Fig. 3 HRS intensity from pure water as a function of acquisition time. The inset shows the response for a time lapse of 5 ms (1000 laser shots). The angular resolution was 5° degrees and the scattering angle was set at 90°.
Finally we investigated the dependence of the SH intensity on the surface response of three different materials. Spectra of 500 nm diameter PS particles in water and 8 nm Au nanoparticles are shown in Fig. 4(a) . The polystyrene intensity reflects the exact SH spectral response of the pulse, while the Au nanoparticles exhibit a broader spectrum. The broadening is due to excitation of the plasmon resonance. Note that we have subtracted the fluorescence that is present as a broad background. The liposome spectrum has the same shape as the polystyrene spectrum and is therefore not shown. The signal strength for three different samples is shown in Fig. 4(b), where Au nanoparticles and polystyrene beads are compared with 100 nm liposomes (composed of POPG).

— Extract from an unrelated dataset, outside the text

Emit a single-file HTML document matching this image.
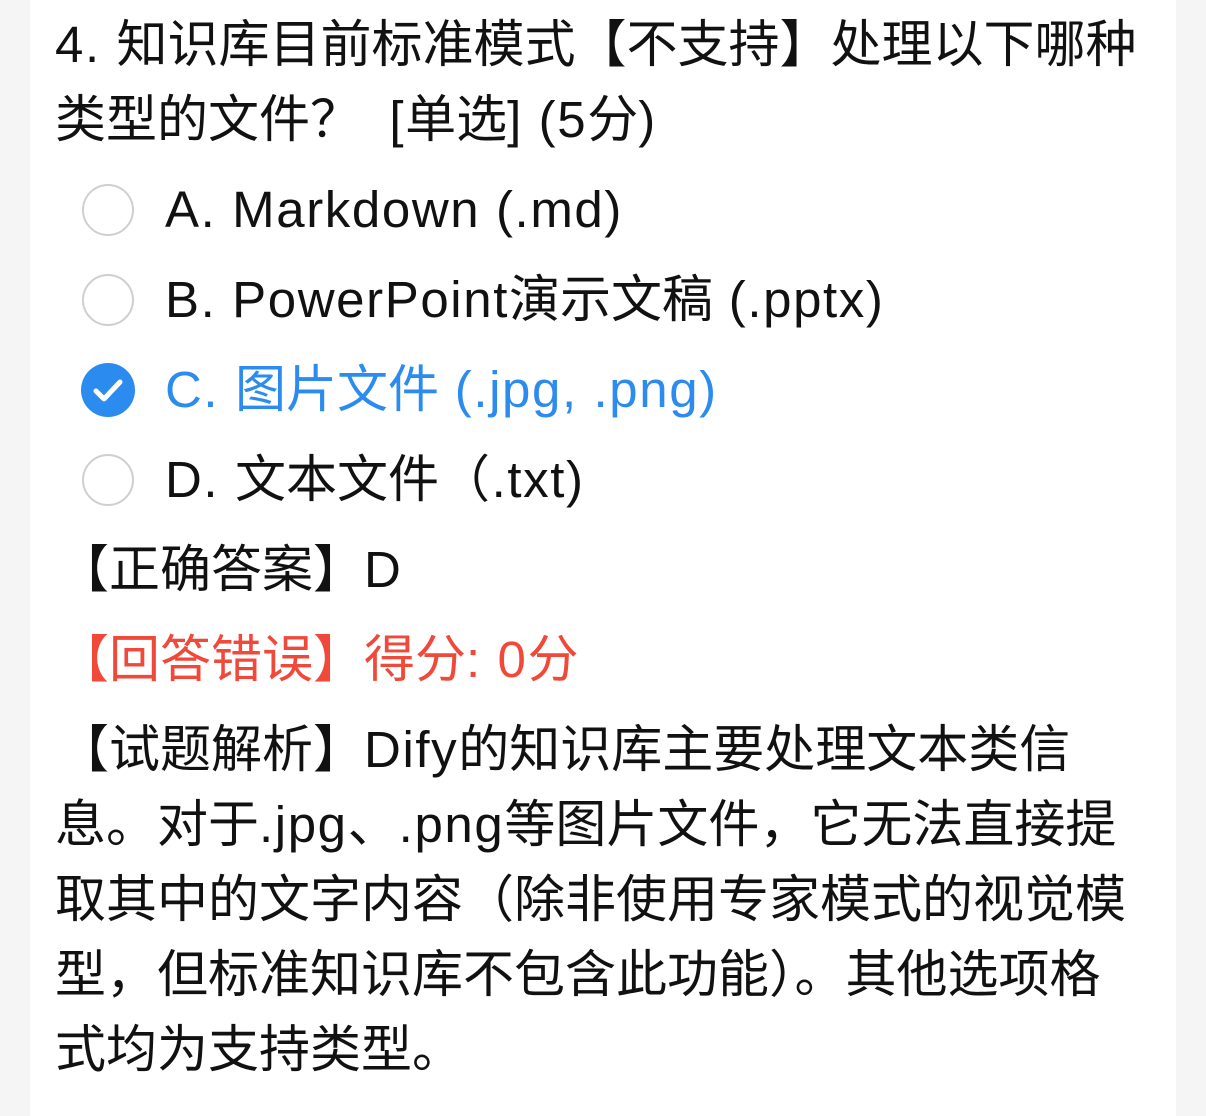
<!DOCTYPE html>
<html><head><meta charset="utf-8"><style>
html,body{margin:0;padding:0}
body{width:1206px;height:1116px;background:#f5f5f5;position:relative;overflow:hidden;font-family:"Liberation Sans","Noto Sans CJK SC",sans-serif;color:#111}
.card{position:absolute;left:30px;top:0;width:1146px;height:1116px;background:#fff}
.l{position:absolute;left:55px;font-size:51px;line-height:60px;white-space:pre;transform:translateY(-50%)}
.o{left:165px}
.e{letter-spacing:1.6px}
.c{position:absolute;left:82px;width:52px;height:52px;border:2.5px solid #cfcfcf;border-radius:50%;box-sizing:border-box;transform:translateY(-50%)}
.blue{color:#2b8bee}
.red{color:#f0493a}
</style></head><body>
<div class="card"></div>
<div class="l" style="top:45px"><span class="e">4. </span>知识库目前标准模式【不支持】处理以下哪种</div>
<div class="l" style="top:120px">类型的文件？  <span class="e">[</span>单选<span class="e">] (5</span>分<span class="e">)</span></div>
<div class="c" style="top:210px"></div>
<div class="l o e" style="top:210px">A. Markdown (.md)</div>
<div class="c" style="top:300px"></div>
<div class="l o" style="top:300px"><span class="e">B. PowerPoint</span>演示文稿<span class="e"> (.pptx)</span></div>
<svg style="position:absolute;left:81px;top:363px" width="54" height="54" viewBox="0 0 54 54"><circle cx="27" cy="27" r="27" fill="#2b8bee"/><path d="M15 28 L23 36 L39 19" stroke="#fff" stroke-width="5" fill="none" stroke-linecap="round" stroke-linejoin="round"/></svg>
<div class="l o blue" style="top:390px"><span class="e">C. </span>图片文件<span class="e"> (.jpg, .png)</span></div>
<div class="c" style="top:480px"></div>
<div class="l o" style="top:480px"><span class="e">D. </span>文本文件<span class="e">（.txt)</span></div>
<div class="l" style="top:570px;left:58px">【正确答案】<span class="e">D</span></div>
<div class="l red" style="top:660px;left:58px">【回答错误】得分<span class="e">: 0</span>分</div>
<div class="l" style="top:750px;left:58px">【试题解析】<span class="e">Dify</span>的知识库主要处理文本类信</div>
<div class="l" style="top:825px">息。对于<span class="e">.jpg</span>、<span class="e">.png</span>等图片文件，它无法直接提</div>
<div class="l" style="top:900px">取其中的文字内容（除非使用专家模式的视觉模</div>
<div class="l" style="top:975px">型，但标准知识库不包含此功能）。其他选项格</div>
<div class="l" style="top:1050px">式均为支持类型。</div>
</body></html>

Fig. 4 a) SHS spectra recorded (at a detection angle of 30°) from the surface of PS particles in water (0.026 v.v%, 500 nm diameter), and 8 nm gold nanoparticles in water. The SHS spectrum of the PS beads follows the shape of the frequency doubled laser spectrum, while the spectral response from the Au nanoparticles is broadened by the resonance of the SH light with the 520 nm centered plasmon resonance. b) Comparison of signal strengths for liposomes (100 nm, 0.075 v.v %), nanoparticles (8 nm, 12 µg/ml), and polystyrene particles (500 nm, 0.026 v.v %).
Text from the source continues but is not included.